GIVEN EXERCISE:
Output every line of the material exactly, omitting images.

DATA PROVIDED:

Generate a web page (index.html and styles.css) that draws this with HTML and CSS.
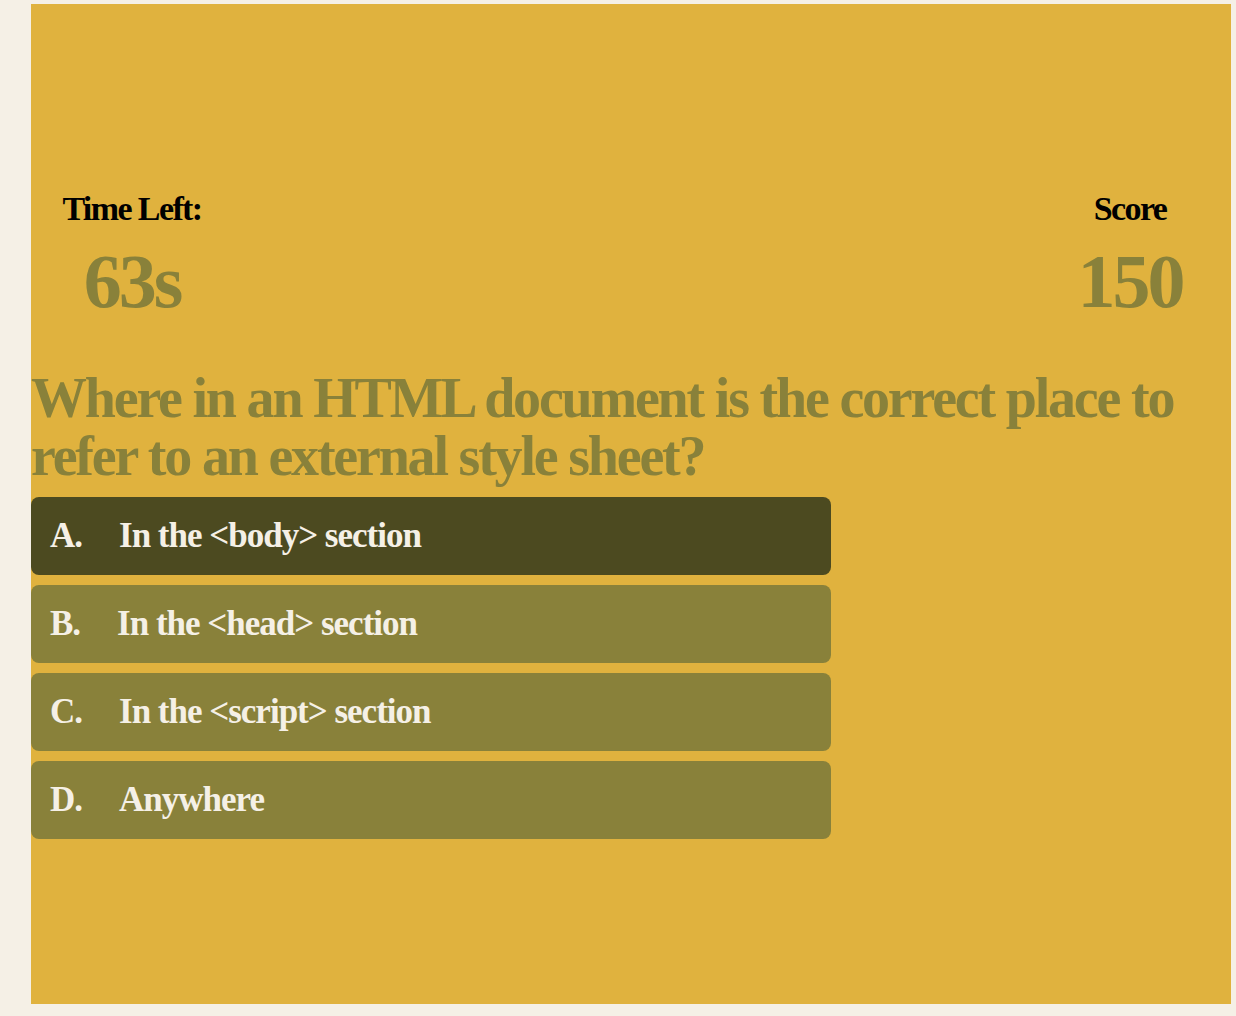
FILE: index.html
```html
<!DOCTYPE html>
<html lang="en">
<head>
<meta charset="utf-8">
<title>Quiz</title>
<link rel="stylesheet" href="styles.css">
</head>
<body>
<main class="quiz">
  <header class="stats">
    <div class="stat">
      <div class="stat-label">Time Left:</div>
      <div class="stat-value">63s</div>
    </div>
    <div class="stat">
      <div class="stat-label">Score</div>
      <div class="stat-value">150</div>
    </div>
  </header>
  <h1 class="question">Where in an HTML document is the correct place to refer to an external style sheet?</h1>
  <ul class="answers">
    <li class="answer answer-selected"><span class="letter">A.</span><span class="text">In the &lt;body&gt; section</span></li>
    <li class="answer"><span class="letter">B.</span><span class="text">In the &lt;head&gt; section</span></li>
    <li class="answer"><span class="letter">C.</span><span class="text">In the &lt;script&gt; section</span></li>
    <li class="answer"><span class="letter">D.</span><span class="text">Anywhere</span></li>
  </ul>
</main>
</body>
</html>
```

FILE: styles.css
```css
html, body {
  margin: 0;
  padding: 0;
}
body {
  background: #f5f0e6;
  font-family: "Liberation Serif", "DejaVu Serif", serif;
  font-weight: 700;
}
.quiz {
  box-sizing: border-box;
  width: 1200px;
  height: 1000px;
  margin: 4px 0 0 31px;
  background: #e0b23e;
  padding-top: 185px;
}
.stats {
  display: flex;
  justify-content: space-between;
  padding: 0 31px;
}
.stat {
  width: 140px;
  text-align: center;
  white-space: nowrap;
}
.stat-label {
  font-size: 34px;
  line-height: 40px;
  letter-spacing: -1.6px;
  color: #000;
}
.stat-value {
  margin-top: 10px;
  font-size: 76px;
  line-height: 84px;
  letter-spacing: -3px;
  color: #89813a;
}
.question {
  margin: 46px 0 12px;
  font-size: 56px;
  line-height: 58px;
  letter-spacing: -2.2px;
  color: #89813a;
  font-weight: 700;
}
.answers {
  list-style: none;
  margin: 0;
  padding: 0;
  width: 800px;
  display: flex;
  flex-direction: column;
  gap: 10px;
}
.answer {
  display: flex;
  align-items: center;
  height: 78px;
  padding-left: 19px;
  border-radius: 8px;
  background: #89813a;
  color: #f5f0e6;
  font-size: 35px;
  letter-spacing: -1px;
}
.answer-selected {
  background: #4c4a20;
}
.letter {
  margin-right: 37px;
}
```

EXERCISE ANSWER:
Generate a web page (index.html and styles.css) that draws this with HTML and CSS.
FILE: index.html
```html
<!DOCTYPE html>
<html lang="en">
<head>
<meta charset="utf-8">
<title>Quiz</title>
<link rel="stylesheet" href="styles.css">
</head>
<body>
<main class="quiz">
  <header class="stats">
    <div class="stat">
      <div class="stat-label">Time Left:</div>
      <div class="stat-value">63s</div>
    </div>
    <div class="stat">
      <div class="stat-label">Score</div>
      <div class="stat-value">150</div>
    </div>
  </header>
  <h1 class="question">Where in an HTML document is the correct place to refer to an external style sheet?</h1>
  <ul class="answers">
    <li class="answer answer-selected"><span class="letter">A.</span><span class="text">In the &lt;body&gt; section</span></li>
    <li class="answer"><span class="letter">B.</span><span class="text">In the &lt;head&gt; section</span></li>
    <li class="answer"><span class="letter">C.</span><span class="text">In the &lt;script&gt; section</span></li>
    <li class="answer"><span class="letter">D.</span><span class="text">Anywhere</span></li>
  </ul>
</main>
</body>
</html>
```

FILE: styles.css
```css
html, body {
  margin: 0;
  padding: 0;
}
body {
  background: #f5f0e6;
  font-family: "Liberation Serif", "DejaVu Serif", serif;
  font-weight: 700;
}
.quiz {
  box-sizing: border-box;
  width: 1200px;
  height: 1000px;
  margin: 4px 0 0 31px;
  background: #e0b23e;
  padding-top: 185px;
}
.stats {
  display: flex;
  justify-content: space-between;
  padding: 0 31px;
}
.stat {
  width: 140px;
  text-align: center;
  white-space: nowrap;
}
.stat-label {
  font-size: 34px;
  line-height: 40px;
  letter-spacing: -1.6px;
  color: #000;
}
.stat-value {
  margin-top: 10px;
  font-size: 76px;
  line-height: 84px;
  letter-spacing: -3px;
  color: #89813a;
}
.question {
  margin: 46px 0 12px;
  font-size: 56px;
  line-height: 58px;
  letter-spacing: -2.2px;
  color: #89813a;
  font-weight: 700;
}
.answers {
  list-style: none;
  margin: 0;
  padding: 0;
  width: 800px;
  display: flex;
  flex-direction: column;
  gap: 10px;
}
.answer {
  display: flex;
  align-items: center;
  height: 78px;
  padding-left: 19px;
  border-radius: 8px;
  background: #89813a;
  color: #f5f0e6;
  font-size: 35px;
  letter-spacing: -1px;
}
.answer-selected {
  background: #4c4a20;
}
.letter {
  margin-right: 37px;
}
```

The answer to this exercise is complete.